Some in the audience giggled. They remember that he didn’t exactly preside over the most collegial commission. “It was worse when he was here,” one voter said. “They are civil now, in comparison.”
Feliu is the only one of the five who said he was steadfastly against the sale of City Hall to a developer who would build a mixed use retail center and rent part of it back to the city for its offices.
“It’s iconic. It’s a beautiful piece of property. And to add more density to that particular area is nuts,” said Feliu, who believes the current mayor has gone overboard with development. “We need to be putting on the brakes to big development and high density.”
Lina Sierra, who brought the biggest entourage of supporters, said more than once that it was “essential” there be a grocery store in the city’s downtown after the Winn-Dixie lease ends in three years and Facundo Bacardi develops that land into, possibly, an 11-story building, which she has no problem with. She thinks the city should hire a grants writer and wants an additional dog park from the one on 78th Street. “We need one in the north part of our city,” she said.
The homegrown charter school executive (she heads Academica’s virtual education department) also intimated that she can best represent the community — 43% is Hispanic and 47% is female — because she checks both boxes.
She was the only one who made safety and, specifically, property safety a priority in her opening statements. Her own car was broken into, ransacked and had items stolen from it. She sees on the Next Door app that people have reported coming back from vacation to burglarized homes.
A few voters said she hasn’t been involved civically until very recently and should run for commission first. “Not ready for prime time,” said an older guy. “Too green,” said a young woman.

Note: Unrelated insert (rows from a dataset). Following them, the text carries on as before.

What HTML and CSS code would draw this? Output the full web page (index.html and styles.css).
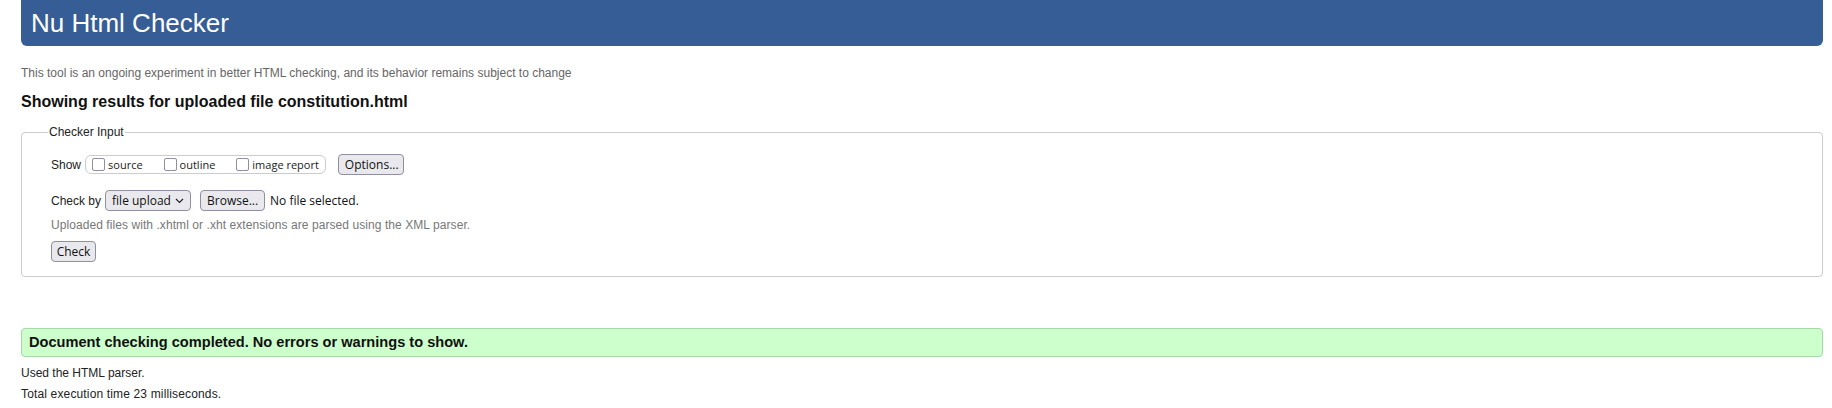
FILE: index.html
```html
<!DOCTYPE html>
<html lang="en">
<head>
<meta charset="utf-8">
<title>Nu Html Checker</title>
<link rel="stylesheet" href="styles.css">
</head>
<body>
<div class="page">
  <h1 class="banner">Nu Html Checker</h1>
  <p class="about">This tool is an ongoing experiment in better HTML checking, and its behavior remains subject to change</p>
  <h2 class="results-title">Showing results for uploaded file constitution.html</h2>
  <fieldset class="checker">
    <legend class="checker-legend">Checker Input</legend>
    <div class="row">
      <span class="lbl">Show</span>
      <span class="show-group">
        <label class="opt"><input type="checkbox" class="cb"><span class="opt-text">source</span></label>
        <label class="opt"><input type="checkbox" class="cb"><span class="opt-text">outline</span></label>
        <label class="opt"><input type="checkbox" class="cb"><span class="opt-text">image report</span></label>
      </span>
      <button class="btn btn-options" type="button">Options...</button>
    </div>
    <div class="row row-2">
      <span class="lbl">Check by</span>
      <span class="select"><span class="select-text">file upload</span><svg class="chev" width="9" height="6" viewBox="0 0 9 6"><path d="M1 1 L4.5 4.5 L8 1" fill="none" stroke="#222" stroke-width="1.2"/></svg></span>
      <button class="btn btn-browse" type="button">Browse...</button>
      <span class="nofile">No file selected.</span>
    </div>
    <p class="note">Uploaded files with .xhtml or .xht extensions are parsed using the XML parser.</p>
    <div class="row row-check">
      <button class="btn btn-check" type="button">Check</button>
    </div>
  </fieldset>
  <p class="success">Document checking completed. No errors or warnings to show.</p>
  <p class="stat stat-1">Used the HTML parser.</p>
  <p class="stat stat-2">Total execution time 23 milliseconds.</p>
</div>
</body>
</html>
```
FILE: styles.css
```css
html, body {
  margin: 0;
  padding: 0;
  background: #ffffff;
}
body {
  font-family: "Liberation Sans", Arial, sans-serif;
  color: #222222;
}
.page {
  padding: 0 9px 0 21px;
}
.banner {
  margin: 0;
  height: 46px;
  box-sizing: border-box;
  padding: 8px 10px 8px 10px;
  background: #365d95;
  color: #ffffff;
  font-weight: normal;
  font-size: 26px;
  line-height: 30px;
  border-radius: 0 0 6px 6px;
}
.about {
  margin: 21px 0 0 0;
  font-size: 12px;
  line-height: 13px;
  color: #666666;
}
.results-title {
  margin: 12px 0 0 0;
  font-size: 16px;
  line-height: 19px;
  font-weight: bold;
  color: #111111;
}
.checker {
  margin: 14px 0 0 0;
  padding: 0 20px 14px 29px;
  border: 1px solid #cccccc;
  border-radius: 4px;
  min-width: 0;
}
.checker-legend {
  font-size: 12px;
  line-height: 14px;
  padding: 0 1px;
  margin-left: -3px;
  color: #222222;
}
.row {
  display: flex;
  align-items: center;
  height: 21px;
  margin-top: 15px;
  font-size: 12px;
}
.row-2 {
  margin-top: 15px;
}
.lbl {
  color: #222222;
}
.show-group {
  display: flex;
  align-items: center;
  margin-left: 4px;
  height: 19px;
  box-sizing: border-box;
  border: 1px solid #cccccc;
  border-radius: 6px;
  padding: 0 6px 0 6px;
}
.opt {
  display: flex;
  align-items: center;
  margin-right: 21px;
}
.opt:last-child {
  margin-right: 0;
}
.cb {
  appearance: none;
  -webkit-appearance: none;
  width: 13px;
  height: 13px;
  margin: 0 3px 0 0;
  box-sizing: border-box;
  border: 1px solid #8f8f9d;
  border-radius: 2px;
  background: #ffffff;
}
.opt-text {
  font-family: "Open Sans", "Noto Sans", sans-serif;
  font-size: 11px;
  color: #222222;
}
.btn {
  appearance: none;
  -webkit-appearance: none;
  font-family: "Open Sans", "Noto Sans", sans-serif;
  font-size: 12px;
  color: #111111;
  background: #e9e9ed;
  border: 1px solid #8f8f9d;
  border-radius: 4px;
  height: 21px;
  padding: 0 6px;
  line-height: 19px;
  margin: 0;
}
.btn-options {
  margin-left: 12px;
  width: 66px;
}
.select {
  display: flex;
  align-items: center;
  justify-content: space-between;
  margin-left: 4px;
  width: 86px;
  height: 21px;
  box-sizing: border-box;
  padding: 0 6px 0 6px;
  background: #e9e9ed;
  border: 1px solid #8f8f9d;
  border-radius: 4px;
}
.select-text {
  font-family: "Open Sans", "Noto Sans", sans-serif;
  font-size: 12px;
  color: #111111;
}
.btn-browse {
  margin-left: 9px;
  width: 65px;
}
.nofile {
  margin-left: 5px;
  font-family: "Open Sans", "Noto Sans", sans-serif;
  font-size: 12px;
  color: #111111;
}
.note {
  margin: 7px 0 0 0;
  font-size: 12px;
  letter-spacing: 0.07px;
  line-height: 14px;
  color: #777777;
}
.row-check {
  margin-top: 9px;
}
.btn-check {
  width: 45px;
  padding: 0;
}
.success {
  margin: 51px 0 0 0;
  height: 29px;
  box-sizing: border-box;
  padding: 0 7px;
  background: #ccffcc;
  border: 1px solid #a8d8a8;
  border-radius: 4px;
  font-weight: bold;
  font-size: 14.6px;
  line-height: 27px;
  color: #111111;
}
.stat {
  margin: 0;
  font-size: 12px;
  line-height: 14px;
  color: #222222;
}
.stat-1 {
  margin-top: 9px;
}
.stat-2 {
  margin-top: 7px;
  letter-spacing: 0.15px;
}
```
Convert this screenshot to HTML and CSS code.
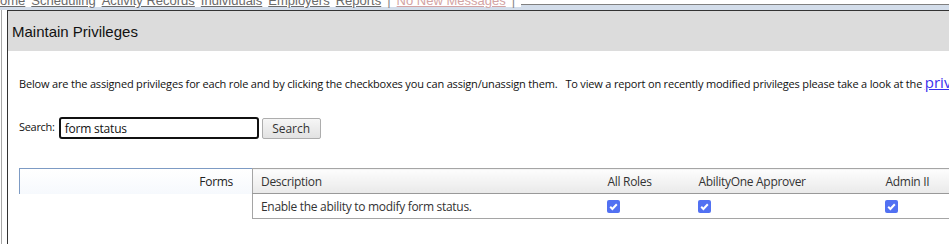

Same goes for Bruce Baldwin, who is a nice enough guy, but was mostly unmemorable. Nobody who Ladra spoke to even mentioned him. He did not resonate. His best idea: getting federal dollars to put charging stations for electric cars.
If the crowd at the Elks Club is representative of the South Miami electorate, and if the election were tomorrow, Ladra would predict two things: Sally Phillips would come in fourth, only ahead of Baldwin. And Lago might just win. If he keeps knocking on doors and talking to people like he did on Thursday — drop the trust and integrity song, dude, and just show them how much you know — he could very well win the race.
Because it doesn’t take much in South Miami. There are no runoffs. Whoever gets the most votes on Feb. 11 wins. In a five-way race, that literally means that someone could win with as little as 21 percent of the vote. Sierra might check two boxes but veterans like Feliu have the benefit of already having a support base to turn to.
But the election is not today. And a lot can happen between now and Feb. 11.